## [COLLECTED MATERIAL]
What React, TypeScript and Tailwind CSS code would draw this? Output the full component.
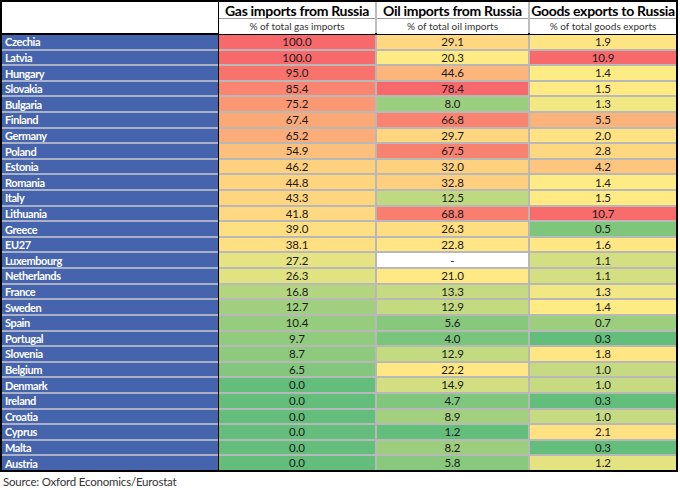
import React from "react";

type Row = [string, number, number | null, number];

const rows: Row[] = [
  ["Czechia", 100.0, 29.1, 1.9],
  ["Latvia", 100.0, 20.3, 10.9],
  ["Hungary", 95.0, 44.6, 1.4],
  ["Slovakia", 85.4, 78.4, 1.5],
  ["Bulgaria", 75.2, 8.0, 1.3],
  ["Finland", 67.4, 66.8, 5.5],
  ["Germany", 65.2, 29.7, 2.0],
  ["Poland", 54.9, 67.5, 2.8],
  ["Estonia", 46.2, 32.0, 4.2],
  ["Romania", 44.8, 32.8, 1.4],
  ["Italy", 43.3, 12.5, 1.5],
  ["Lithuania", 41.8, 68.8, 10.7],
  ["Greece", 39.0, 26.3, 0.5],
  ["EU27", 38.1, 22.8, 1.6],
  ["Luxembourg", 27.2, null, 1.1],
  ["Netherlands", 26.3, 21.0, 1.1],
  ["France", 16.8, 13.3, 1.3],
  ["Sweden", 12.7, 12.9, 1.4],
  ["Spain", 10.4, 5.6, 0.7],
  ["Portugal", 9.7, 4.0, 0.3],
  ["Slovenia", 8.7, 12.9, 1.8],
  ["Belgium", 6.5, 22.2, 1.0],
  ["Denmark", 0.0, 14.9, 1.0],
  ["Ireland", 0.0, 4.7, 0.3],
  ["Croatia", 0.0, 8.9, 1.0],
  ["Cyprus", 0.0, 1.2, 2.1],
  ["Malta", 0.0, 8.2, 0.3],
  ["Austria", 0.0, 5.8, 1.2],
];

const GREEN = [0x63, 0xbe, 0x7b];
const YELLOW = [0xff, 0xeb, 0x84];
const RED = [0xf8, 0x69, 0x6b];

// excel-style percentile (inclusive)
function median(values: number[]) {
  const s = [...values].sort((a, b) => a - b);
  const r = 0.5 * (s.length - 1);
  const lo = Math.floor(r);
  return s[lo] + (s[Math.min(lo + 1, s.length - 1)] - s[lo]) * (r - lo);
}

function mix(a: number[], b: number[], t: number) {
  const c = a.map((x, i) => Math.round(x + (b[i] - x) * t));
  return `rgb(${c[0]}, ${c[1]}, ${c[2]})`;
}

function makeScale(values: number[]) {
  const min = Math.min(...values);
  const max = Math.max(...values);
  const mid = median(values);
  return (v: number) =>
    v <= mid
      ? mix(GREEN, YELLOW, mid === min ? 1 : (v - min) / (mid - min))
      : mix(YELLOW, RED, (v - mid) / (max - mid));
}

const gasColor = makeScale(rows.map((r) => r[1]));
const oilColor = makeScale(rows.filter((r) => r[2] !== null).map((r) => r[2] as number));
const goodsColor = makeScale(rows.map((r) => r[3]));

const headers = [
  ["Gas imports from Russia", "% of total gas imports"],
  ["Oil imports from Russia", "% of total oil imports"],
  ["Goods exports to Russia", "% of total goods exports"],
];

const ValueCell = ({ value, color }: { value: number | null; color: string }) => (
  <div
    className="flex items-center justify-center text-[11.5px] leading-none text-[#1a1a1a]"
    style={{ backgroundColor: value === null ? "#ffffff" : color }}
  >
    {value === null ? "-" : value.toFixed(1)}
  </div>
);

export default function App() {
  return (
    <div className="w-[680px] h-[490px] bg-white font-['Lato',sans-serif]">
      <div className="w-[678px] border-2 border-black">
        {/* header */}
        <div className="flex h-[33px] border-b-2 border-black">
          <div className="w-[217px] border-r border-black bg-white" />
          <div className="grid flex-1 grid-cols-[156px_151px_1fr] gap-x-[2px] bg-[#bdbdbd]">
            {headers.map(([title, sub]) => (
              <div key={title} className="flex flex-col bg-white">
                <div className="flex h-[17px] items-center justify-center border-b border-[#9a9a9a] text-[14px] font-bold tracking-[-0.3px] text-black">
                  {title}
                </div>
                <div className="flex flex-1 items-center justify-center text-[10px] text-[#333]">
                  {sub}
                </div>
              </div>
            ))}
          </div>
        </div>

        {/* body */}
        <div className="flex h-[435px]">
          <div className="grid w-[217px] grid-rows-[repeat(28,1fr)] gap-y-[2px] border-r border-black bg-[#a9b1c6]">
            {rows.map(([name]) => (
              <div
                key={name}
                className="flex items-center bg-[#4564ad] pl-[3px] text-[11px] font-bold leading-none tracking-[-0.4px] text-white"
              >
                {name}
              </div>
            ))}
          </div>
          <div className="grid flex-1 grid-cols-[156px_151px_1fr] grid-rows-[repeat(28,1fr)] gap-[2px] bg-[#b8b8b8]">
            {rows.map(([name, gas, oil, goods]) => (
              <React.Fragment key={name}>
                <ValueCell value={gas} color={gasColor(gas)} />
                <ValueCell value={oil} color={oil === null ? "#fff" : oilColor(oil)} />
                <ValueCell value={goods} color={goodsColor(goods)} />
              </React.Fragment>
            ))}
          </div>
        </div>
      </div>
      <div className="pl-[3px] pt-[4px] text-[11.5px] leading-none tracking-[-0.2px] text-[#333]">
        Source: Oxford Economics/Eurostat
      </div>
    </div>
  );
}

## [WRITTEN INSTRUCTION]
Repeat the lines above exactly, and keep every picture out.

## [OUTPUT OF THE TASK]
What React, TypeScript and Tailwind CSS code would draw this? Output the full component.
import React from "react";

type Row = [string, number, number | null, number];

const rows: Row[] = [
  ["Czechia", 100.0, 29.1, 1.9],
  ["Latvia", 100.0, 20.3, 10.9],
  ["Hungary", 95.0, 44.6, 1.4],
  ["Slovakia", 85.4, 78.4, 1.5],
  ["Bulgaria", 75.2, 8.0, 1.3],
  ["Finland", 67.4, 66.8, 5.5],
  ["Germany", 65.2, 29.7, 2.0],
  ["Poland", 54.9, 67.5, 2.8],
  ["Estonia", 46.2, 32.0, 4.2],
  ["Romania", 44.8, 32.8, 1.4],
  ["Italy", 43.3, 12.5, 1.5],
  ["Lithuania", 41.8, 68.8, 10.7],
  ["Greece", 39.0, 26.3, 0.5],
  ["EU27", 38.1, 22.8, 1.6],
  ["Luxembourg", 27.2, null, 1.1],
  ["Netherlands", 26.3, 21.0, 1.1],
  ["France", 16.8, 13.3, 1.3],
  ["Sweden", 12.7, 12.9, 1.4],
  ["Spain", 10.4, 5.6, 0.7],
  ["Portugal", 9.7, 4.0, 0.3],
  ["Slovenia", 8.7, 12.9, 1.8],
  ["Belgium", 6.5, 22.2, 1.0],
  ["Denmark", 0.0, 14.9, 1.0],
  ["Ireland", 0.0, 4.7, 0.3],
  ["Croatia", 0.0, 8.9, 1.0],
  ["Cyprus", 0.0, 1.2, 2.1],
  ["Malta", 0.0, 8.2, 0.3],
  ["Austria", 0.0, 5.8, 1.2],
];

const GREEN = [0x63, 0xbe, 0x7b];
const YELLOW = [0xff, 0xeb, 0x84];
const RED = [0xf8, 0x69, 0x6b];

// excel-style percentile (inclusive)
function median(values: number[]) {
  const s = [...values].sort((a, b) => a - b);
  const r = 0.5 * (s.length - 1);
  const lo = Math.floor(r);
  return s[lo] + (s[Math.min(lo + 1, s.length - 1)] - s[lo]) * (r - lo);
}

function mix(a: number[], b: number[], t: number) {
  const c = a.map((x, i) => Math.round(x + (b[i] - x) * t));
  return `rgb(${c[0]}, ${c[1]}, ${c[2]})`;
}

function makeScale(values: number[]) {
  const min = Math.min(...values);
  const max = Math.max(...values);
  const mid = median(values);
  return (v: number) =>
    v <= mid
      ? mix(GREEN, YELLOW, mid === min ? 1 : (v - min) / (mid - min))
      : mix(YELLOW, RED, (v - mid) / (max - mid));
}

const gasColor = makeScale(rows.map((r) => r[1]));
const oilColor = makeScale(rows.filter((r) => r[2] !== null).map((r) => r[2] as number));
const goodsColor = makeScale(rows.map((r) => r[3]));

const headers = [
  ["Gas imports from Russia", "% of total gas imports"],
  ["Oil imports from Russia", "% of total oil imports"],
  ["Goods exports to Russia", "% of total goods exports"],
];

const ValueCell = ({ value, color }: { value: number | null; color: string }) => (
  <div
    className="flex items-center justify-center text-[11.5px] leading-none text-[#1a1a1a]"
    style={{ backgroundColor: value === null ? "#ffffff" : color }}
  >
    {value === null ? "-" : value.toFixed(1)}
  </div>
);

export default function App() {
  return (
    <div className="w-[680px] h-[490px] bg-white font-['Lato',sans-serif]">
      <div className="w-[678px] border-2 border-black">
        {/* header */}
        <div className="flex h-[33px] border-b-2 border-black">
          <div className="w-[217px] border-r border-black bg-white" />
          <div className="grid flex-1 grid-cols-[156px_151px_1fr] gap-x-[2px] bg-[#bdbdbd]">
            {headers.map(([title, sub]) => (
              <div key={title} className="flex flex-col bg-white">
                <div className="flex h-[17px] items-center justify-center border-b border-[#9a9a9a] text-[14px] font-bold tracking-[-0.3px] text-black">
                  {title}
                </div>
                <div className="flex flex-1 items-center justify-center text-[10px] text-[#333]">
                  {sub}
                </div>
              </div>
            ))}
          </div>
        </div>

        {/* body */}
        <div className="flex h-[435px]">
          <div className="grid w-[217px] grid-rows-[repeat(28,1fr)] gap-y-[2px] border-r border-black bg-[#a9b1c6]">
            {rows.map(([name]) => (
              <div
                key={name}
                className="flex items-center bg-[#4564ad] pl-[3px] text-[11px] font-bold leading-none tracking-[-0.4px] text-white"
              >
                {name}
              </div>
            ))}
          </div>
          <div className="grid flex-1 grid-cols-[156px_151px_1fr] grid-rows-[repeat(28,1fr)] gap-[2px] bg-[#b8b8b8]">
            {rows.map(([name, gas, oil, goods]) => (
              <React.Fragment key={name}>
                <ValueCell value={gas} color={gasColor(gas)} />
                <ValueCell value={oil} color={oil === null ? "#fff" : oilColor(oil)} />
                <ValueCell value={goods} color={goodsColor(goods)} />
              </React.Fragment>
            ))}
          </div>
        </div>
      </div>
      <div className="pl-[3px] pt-[4px] text-[11.5px] leading-none tracking-[-0.2px] text-[#333]">
        Source: Oxford Economics/Eurostat
      </div>
    </div>
  );
}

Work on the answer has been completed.